Taliban appeal to U.S. Congress to release Afghan assets

The Taliban (movement banned in Russia) called Wednesday on U.S. Congress members to release Afghan assets frozen after their takeover of the country, warning economic turmoil at home could lead to trouble abroad.

In an open letter, Taliban Foreign Minister Amir Khan Muttaqi said the biggest challenge facing Afghanistan was financial insecurity, "and the roots of this concern lead back to the freezing of assets of our people by the American government".

"I present to you our compliments and would like to share a few thoughts on our bilateral relations," Muttaqi wrote, noting that 2021 was the centenary of Washington recognising Afghanistan's sovereignty.

In measured understatement, he added: "Akin to other world countries, our bilateral relations have also experienced ups and downs."

Muttaqi said Afghanistan was enjoying stable government for the first time in over 40 years. "Practical steps have been taken towards good governance, security and transparency," Muttaqi wrote. "No threat is posed to the region or world from Afghanistan and a pathway has been paved for positive cooperation."
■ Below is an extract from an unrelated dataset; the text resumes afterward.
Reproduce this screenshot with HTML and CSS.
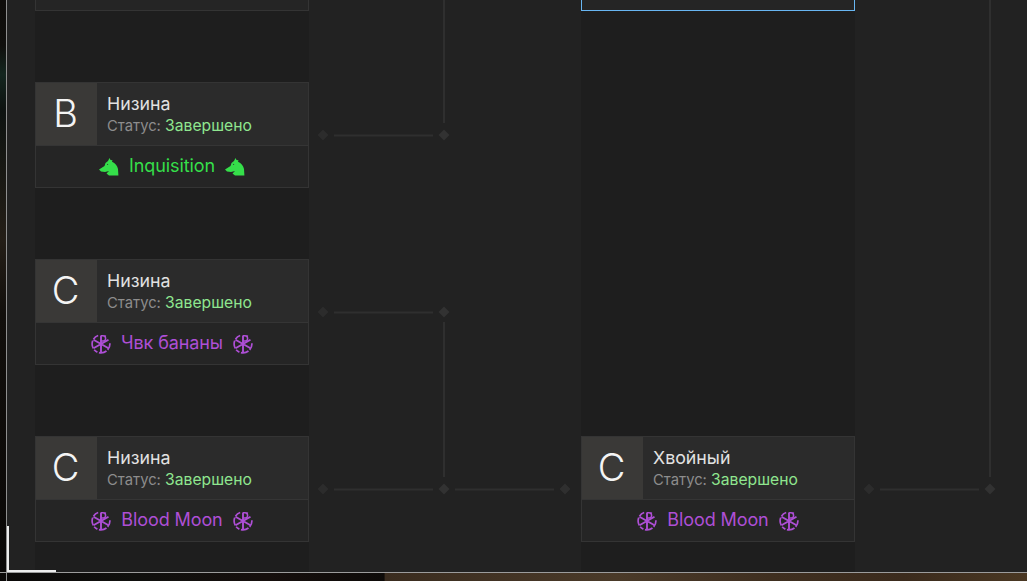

Muttaqi said Afghans "understand the concerns of the international community", but that it was necessary for all sides to take positive steps to build trust.

He warned, however, that the economic situation could spark a mass exodus. "If the current situation prevails, the Afghan government and people will face problems and will become a cause for mass migration in the region and world which will consequently create further humanitarian and economic issues," AFP cited him as saying.

Washington has seized nearly $9.5 billion in assets belonging to the Afghan central bank, and the aid-dependent economy has effectively collapsed - with civil servants unpaid for months and the treasury unable to pay for imports.